We see this every day on social media now.
When you see a headline that feels too good—or too weird—to be true, it probably is. The 1835 hoax worked because it catered to what people wanted to believe. It validated their worldview. That’s a powerful drug.
If you’re interested in diving deeper into this specific moment in history, here’s how to actually research it without falling for modern myths:
- Read the original articles. Most are archived online through the Library of Congress or university digital collections. Looking at the actual 1835 layout helps you see how convincing it looked next to "real" news.

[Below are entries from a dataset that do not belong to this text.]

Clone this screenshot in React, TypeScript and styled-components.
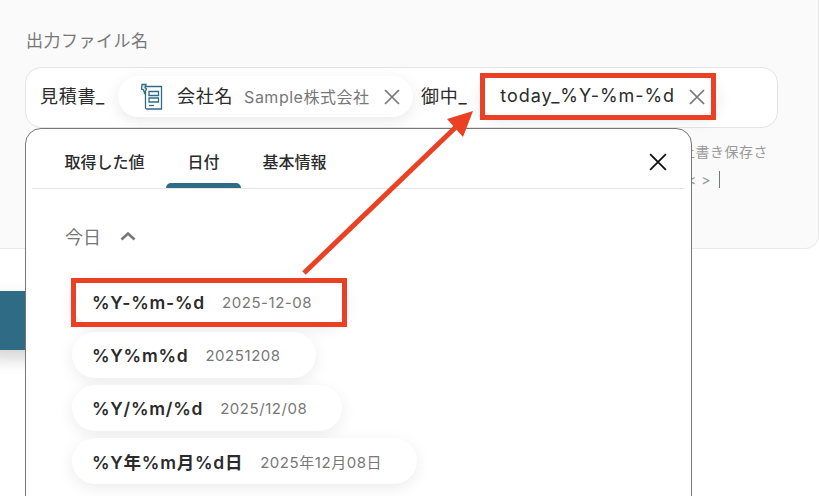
import styled, { createGlobalStyle } from "styled-components";

const GlobalStyle = createGlobalStyle`
  html, body {
    margin: 0;
    background: #fff;
  }
  * {
    box-sizing: border-box;
  }
`

const FONT = `Inter, "Noto Sans CJK JP", sans-serif`
const RED = '#ea4125'

const formats = [
  { key: '%Y-%m-%d', sample: '2025-12-08' },
  { key: '%Y%m%d', sample: '20251208' },
  { key: '%Y/%m/%d', sample: '2025/12/08' },
  { key: '%Y年%m月%d日', sample: '2025年12月08日' },
]

const CloseIcon = ({ size, color, width }: { size: number; color: string; width: number }) => (
  <svg width={size} height={size} viewBox="0 0 16 16" fill="none" stroke={color} strokeWidth={width}>
    <path d="M1 1 L15 15 M15 1 L1 15" />
  </svg>
)

const SheetIcon = () => (
  <svg width="24" height="28" viewBox="0 0 24 28" fill="none" stroke="#2f6b84" strokeWidth="1.3">
    <path d="M6 3.5 H21.5 V26 H7 Q5.5 26 5.5 24.5 V9" />
    <path d="M2 1.5 H6 L5 4.5 L6.5 6 L4.5 10 L3.5 7 L1.5 6 Z" fill="#dfeaf0" />
    <path d="M9 8.5 H18.5 V12.5 H9 Z M9 15 H18.5 V19 H9 Z" />
    <path d="M9 22.5 H14" />
  </svg>
)

const App = () => {
  return (
    <Page>
      <GlobalStyle/>
      <Panel>
        <Label>出力ファイル名</Label>
        <Field>
          <InputBox>
            <Plain $width={78}>見積書_</Plain>
            <Chip $width={295}>
              <ChipIcon><SheetIcon/></ChipIcon>
              <ChipName>会社名</ChipName>
              <ChipValue>Sample株式会社</ChipValue>
              <CloseIcon size={16} color="#777" width={1.7}/>
            </Chip>
            <Plain $width={0} $gap={8}>御中_</Plain>
            <Chip $width={239} $gap={12}>
              <TodayName>today_%Y-%m-%d</TodayName>
              <CloseIcon size={16} color="#777" width={1.7}/>
            </Chip>
          </InputBox>

          <Dropdown>
            <Tabs>
              <Tab>取得した値</Tab>
              <Tab $active>日付</Tab>
              <Tab>基本情報</Tab>
              <CloseButton><CloseIcon size={18} color="#111" width={1.6}/></CloseButton>
            </Tabs>
            <Body>
              <SectionTitle>
                今日
                <svg width="16" height="10" viewBox="0 0 16 10" fill="none" stroke="#777" strokeWidth="2.6">
                  <path d="M1.5 8.5 L8 2.5 L14.5 8.5" />
                </svg>
              </SectionTitle>
              <OptionList>
                {formats.map((f) => (
                  <Option key={f.key}>
                    <OptionKey>{f.key}</OptionKey>
                    <OptionSample>{f.sample}</OptionSample>
                  </Option>
                ))}
              </OptionList>
            </Body>
          </Dropdown>
        </Field>
        <Hint>同じファイル名がある場合は上書き保存さ</Hint>
        <Hint>* &lt; &gt;<Caret/></Hint>
      </Panel>

      <SaveButton/>

      <Frame $left={71} $top={278} $width={276} $height={49}/>
      <Frame $left={480} $top={73} $width={236} $height={47}/>
      <Arrow width="820" height="496" viewBox="0 0 820 496">
        <path d="M304 273 L458 125" stroke={RED} strokeWidth="5" fill="none"/>
        <path d="M473 111 L447 119 L463 137 Z" fill={RED}/>
      </Arrow>
    </Page>
  )
}

const Page = styled.div`
  position: relative;
  width: 820px;
  height: 496px;
  overflow: hidden;
  background: #fff;
  font-family: ${FONT};
`

const Panel = styled.div`
  width: 819px;
  height: 249px;
  padding: 28px 40px 0 25px;
  background: #fafafa;
  border: 1px solid #e9e9e9;
  border-width: 0 1px 1px 0;
  border-radius: 0 0 14px 0;
`

const Label = styled.div`
  font-size: 17px;
  line-height: 25px;
  letter-spacing: 0.5px;
  color: #777;
  padding-top: 1px;
  margin: 0 0 13px 1px;
`

const Field = styled.div`
  position: relative;
  margin-bottom: 9px;
`

const InputBox = styled.div`
  height: 61px;
  display: flex;
  align-items: center;
  padding: 0 14px;
  background: #fff;
  border: 1px solid #e4e4e4;
  border-radius: 16px;
`

const Plain = styled.span<{ $width: number; $gap?: number }>`
  flex: none;
  width: ${({ $width }) => ($width ? `${$width}px` : 'auto')};
  margin-left: ${({ $gap }) => $gap ?? 0}px;
  margin-right: ${({ $gap }) => ($gap ? 12 : 0)}px;
  padding-bottom: 6px;
  font-size: 18px;
  letter-spacing: 0.7px;
  color: #2b2b2b;
  white-space: nowrap;
`

const Chip = styled.div<{ $width: number; $gap?: number }>`
  flex: none;
  width: ${({ $width }) => $width}px;
  height: 41px;
  display: flex;
  align-items: center;
  padding: 0 13px 0 ${({ $gap }) => $gap ?? 22}px;
  margin-top: -2px;
  background: #fff;
  border-radius: 21px;
  box-shadow: 0 4px 16px rgba(0, 0, 0, 0.09);
`

const ChipIcon = styled.span`
  display: flex;
  width: 37px;
  flex: none;
`

const ChipName = styled.span`
  padding-bottom: 3px;
  font-size: 18px;
  letter-spacing: 0.7px;
  color: #2b2b2b;
  margin-right: 11px;
  white-space: nowrap;
`

const ChipValue = styled.span`
  flex: 1;
  padding-bottom: 2px;
  font-size: 16px;
  letter-spacing: 0.5px;
  color: #777;
  white-space: nowrap;
`

const TodayName = styled.span`
  flex: 1;
  padding: 0 0 2px 9px;
  font-size: 18px;
  letter-spacing: 0.95px;
  color: #2b2b2b;
  white-space: nowrap;
`

const Dropdown = styled.div`
  position: absolute;
  z-index: 2;
  top: 100%;
  left: 0;
  width: 667px;
  height: 420px;
  padding: 0 6px;
  background: #fff;
  border: 1px solid #777;
  border-radius: 16px 16px 0 0;
`

const Tabs = styled.div`
  display: flex;
  align-items: flex-start;
  height: 60px;
  padding-left: 11px;
  border-bottom: 1px solid #e6e6e6;
`

const Tab = styled.div<{ $active?: boolean }>`
  position: relative;
  height: 59px;
  padding: 22px 21.5px 0;
  font-size: 16px;
  line-height: 22px;
  font-weight: 500;
  color: #2b2b2b;
  white-space: nowrap;

  &::after {
    content: '';
    display: ${({ $active }) => ($active ? 'block' : 'none')};
    position: absolute;
    left: 0;
    right: 0;
    bottom: 0;
    height: 5px;
    background: #2f6b84;
    border-radius: 5px 5px 0 0;
  }
`

const CloseButton = styled.div`
  display: flex;
  margin: 24px 18px 0 auto;
`

const Body = styled.div`
  padding: 34px 0 0 33px;
`

const SectionTitle = styled.div`
  display: flex;
  align-items: center;
  gap: 19px;
  height: 26px;
  font-size: 18px;
  color: #777;
`

const OptionList = styled.div`
  display: flex;
  flex-direction: column;
  align-items: flex-start;
  gap: 7px;
  margin: 30px 0 0 7px;
`

const Option = styled.div`
  display: flex;
  align-items: center;
  gap: 17px;
  height: 46px;
  padding: 0 35px 0 20px;
  background: #fff;
  border-radius: 23px;
  box-shadow: 0 4px 16px rgba(0, 0, 0, 0.08);
  white-space: nowrap;
`

const OptionKey = styled.span`
  font-size: 17.5px;
  font-weight: 600;
  letter-spacing: 0.75px;
  color: #2b2b2b;
`

const OptionSample = styled.span`
  font-size: 15px;
  letter-spacing: 0.55px;
  color: #777;
`

const Hint = styled.div`
  display: flex;
  justify-content: flex-end;
  align-items: center;
  gap: 8px;
  height: 28px;
  padding-right: 10px;
  font-size: 14px;
  letter-spacing: 0.5px;
  color: #999;
  white-space: nowrap;

  &:last-child {
    padding-right: 58px;
  }
`

const Caret = styled.span`
  width: 1px;
  height: 17px;
  background: #777;
`

const SaveButton = styled.div`
  width: 240px;
  height: 59px;
  margin: 42px 0 0 -20px;
  background: #2f6b84;
  border-radius: 8px;
  box-shadow: 0 8px 18px rgba(0, 0, 0, 0.18);
`

const Frame = styled.div<{ $left: number; $top: number; $width: number; $height: number }>`
  position: absolute;
  z-index: 3;
  left: ${({ $left }) => $left}px;
  top: ${({ $top }) => $top}px;
  width: ${({ $width }) => $width}px;
  height: ${({ $height }) => $height}px;
  border: 5px solid ${RED};
`

const Arrow = styled.svg`
  position: absolute;
  z-index: 3;
  left: 0;
  top: 0;
  pointer-events: none;
`

export default App
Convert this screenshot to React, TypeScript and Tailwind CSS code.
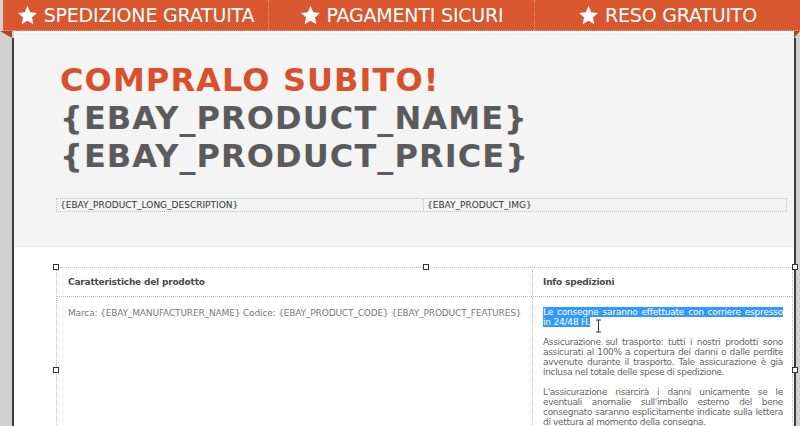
const Star = () => (
  <svg viewBox="0 0 24 24" className="h-[21px] w-[21px] fill-white">
    <path d="M12 1.2l3.2 7.1 7.6.8-5.7 5.2 1.6 7.6L12 18l-6.7 3.9 1.6-7.6L1.2 9.1l7.6-.8z" />
  </svg>
)

const Handle = ({ className }: { className: string }) => (
  <div className={`absolute h-[6px] w-[6px] border border-[#333] bg-white ${className}`} />
)

const badges = ['SPEDIZIONE GRATUITA', 'PAGAMENTI SICURI', 'RESO GRATUITO']

export default function App() {
  return (
    <div className="flex h-[426px] w-[800px] flex-col overflow-hidden bg-[#d3d3d3] font-['DejaVu_Sans',sans-serif]">
      {/* Orange badge bar */}
      <div className="ml-[3px] flex h-[31px] shrink-0 border-b border-dotted border-[#f1a286] bg-[#d9572f]">
        {badges.map((b, i) => (
          <div
            key={b}
            className={`flex flex-1 items-center justify-center gap-[6px] text-[19px] leading-none tracking-[-0.2px] text-white ${
              i < 2 ? 'border-r border-dotted border-[#eb8f70]' : ''
            }`}
          >
            <Star />
            <span>{b}</span>
          </div>
        ))}
      </div>

      <div className="flex flex-1">
        {/* left gutter */}
        <div className="flex w-[14px] flex-col">
          <div className="h-0 w-0 border-l-[12px] border-t-[7px] border-l-transparent border-t-[#b5421f]" />
          <div className="flex-1 border-r-2 border-[#3c3c3c] bg-[#d0d0d0]" />
        </div>

        {/* editor canvas */}
        <div className="flex w-[780px] flex-col">
          <div className="h-[215px] border-t-2 border-white bg-[#f4f4f4]">
            <div className="pl-[46px] pt-[28px] text-[32px] font-bold leading-[38px] tracking-[1.1px]">
              <div className="text-[#d9502a]">COMPRALO SUBITO!</div>
              <div className="text-[#5b5b5b]">{'{EBAY_PRODUCT_NAME}'}</div>
              <div className="text-[#5b5b5b]">{'{EBAY_PRODUCT_PRICE}'}</div>
            </div>
            <div className="ml-[42px] mt-[23px] flex h-[14px] w-[731px] border border-dotted border-[#bdbdbd] text-[9px] leading-[12px] text-[#333]">
              <div className="w-[367px] border-r border-dotted border-[#bdbdbd] pl-[3px]">{'{EBAY_PRODUCT_LONG_DESCRIPTION}'}</div>
              <div className="flex-1 pl-[3px]">{'{EBAY_PRODUCT_IMG}'}</div>
            </div>
          </div>

          <div className="flex-1 border-t border-[#e6e6e6] bg-white pt-[20px]">
            <div className="relative ml-[42px] w-[737px] border-l border-r border-t border-dotted border-[#bdbdbd] text-[9px]">
              <Handle className="-left-[4px] -top-[4px]" />
              <Handle className="left-[366px] -top-[4px]" />
              <Handle className="-right-[6px] -top-[4px]" />
              <Handle className="-left-[4px] top-[99px]" />
              <Handle className="-right-[6px] top-[99px]" />

              <div className="flex h-[29px] border-b border-dotted border-[#bdbdbd] pt-[2px] font-bold tracking-[-0.2px] text-[#4a4a4a]">
                <div className="flex w-[475px] items-center pl-[11px]">Caratteristiche del prodotto</div>
                <div className="flex flex-1 items-center border-l border-dotted border-[#bdbdbd] pl-[10px]">Info spedizioni</div>
              </div>

              <div className="flex leading-[10px]">
                <div className="w-[475px] pl-[11px] pt-[11px] tracking-[-0.15px] text-[#7a7a7a]">
                  Marca: {'{EBAY_MANUFACTURER_NAME}'} Codice: {'{EBAY_PRODUCT_CODE}'} {'{EBAY_PRODUCT_FEATURES}'}
                </div>
                <div className="relative h-[140px] flex-1 border-l border-dotted border-[#bdbdbd] pl-[10px] pr-[9px] pt-[10px] text-justify tracking-[-0.32px] text-[#666]">
                  <p className="tracking-[-0.2px]">
                    <span className="bg-[#3399ff] text-white">Le consegne saranno effettuate con corriere espresso in 24/48 H.</span>
                  </p>
                  <p className="mt-[10px]">
                    Assicurazione sul trasporto: tutti i nostri prodotti sono assicurati al 100% a copertura dei danni o dalle perdite avvenute durante il trasporto. Tale assicurazione è già inclusa nel totale delle spese di spedizione.
                  </p>
                  <p className="mt-[10px]">
                    L'assicurazione risarcirà i danni unicamente se le eventuali anomalie sull'imballo esterno del bene consegnato saranno esplicitamente indicate sulla lettera di vettura al momento della consegna.
                  </p>
                  {/* text cursor */}
                  <svg viewBox="0 0 7 14" className="absolute left-[62px] top-[22px] h-[14px] w-[7px] stroke-[#333]" fill="none">
                    <path d="M1 1h5M3.5 1v12M1 13h5" />
                  </svg>
                </div>
              </div>
            </div>
          </div>
        </div>

        {/* right gutter */}
        <div className="flex w-[6px] flex-col">
          <div className="h-0 w-0 border-r-[6px] border-t-[7px] border-r-transparent border-t-[#b5421f]" />
          <div className="flex-1 border-l-2 border-[#3c3c3c] bg-[#d0d0d0]" />
        </div>
      </div>
    </div>
  )
}
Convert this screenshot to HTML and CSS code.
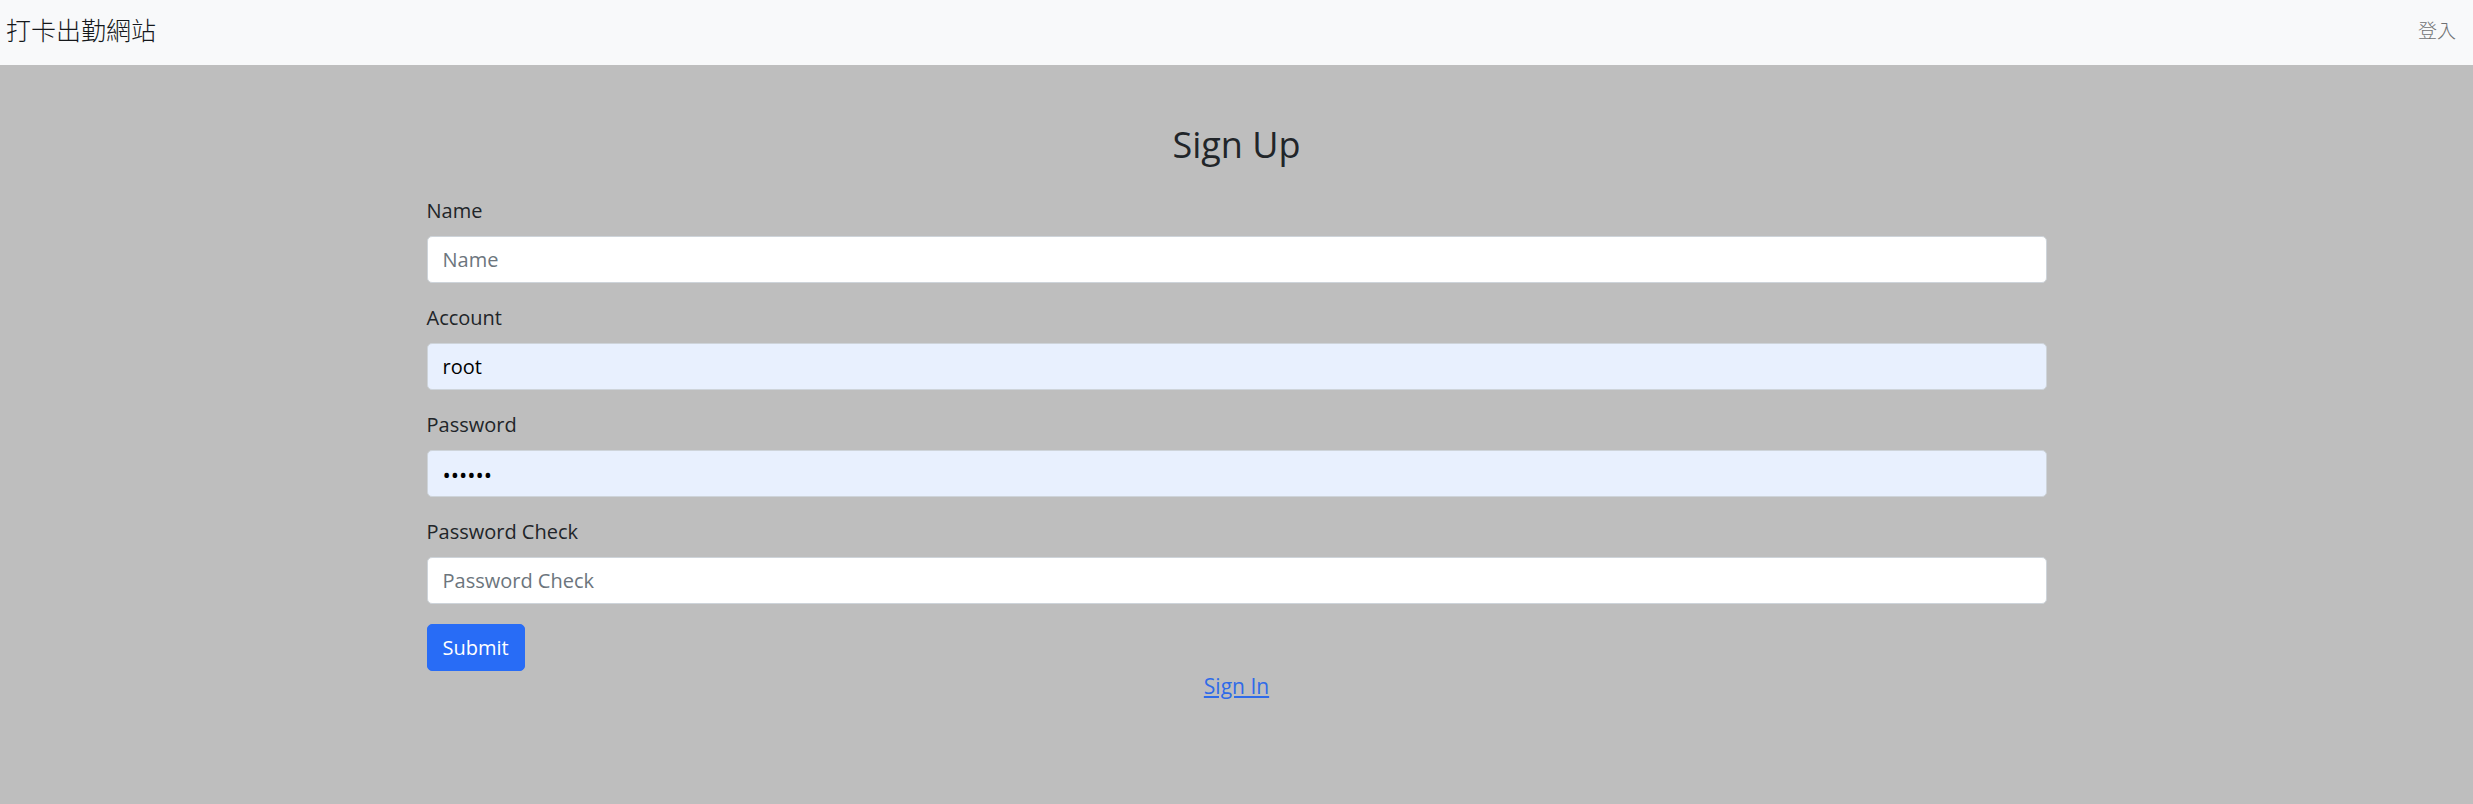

- Check out "The Sun and the Moon" by Matthew Goodman. It’s probably the best narrative history of the event. He goes deep into Locke’s life and the cutthroat world of 19th-century New York journalism.
- Cross-reference with Herschel’s actual journals. If you want to see what real 1830s astronomy looked like, compare Locke’s bat-men with Herschel’s actual observations of the Southern Hemisphere’s stars. The difference is stark.
- Analyze the "Penny Press" business model. Understanding how these papers made money (per-issue sales vs. subscriptions) explains why they were so willing to risk their reputation for a week of high sales.
The moon is quiet, dusty, and definitely doesn't have bipedal beavers. But for one week in August 1835, New York was the center of a lunar civilization, all thanks to a guy with a wild imagination and a printing press. It’s a reminder that while technology changes, human nature—our desire for wonder and our susceptibility to a good story—stays exactly the same.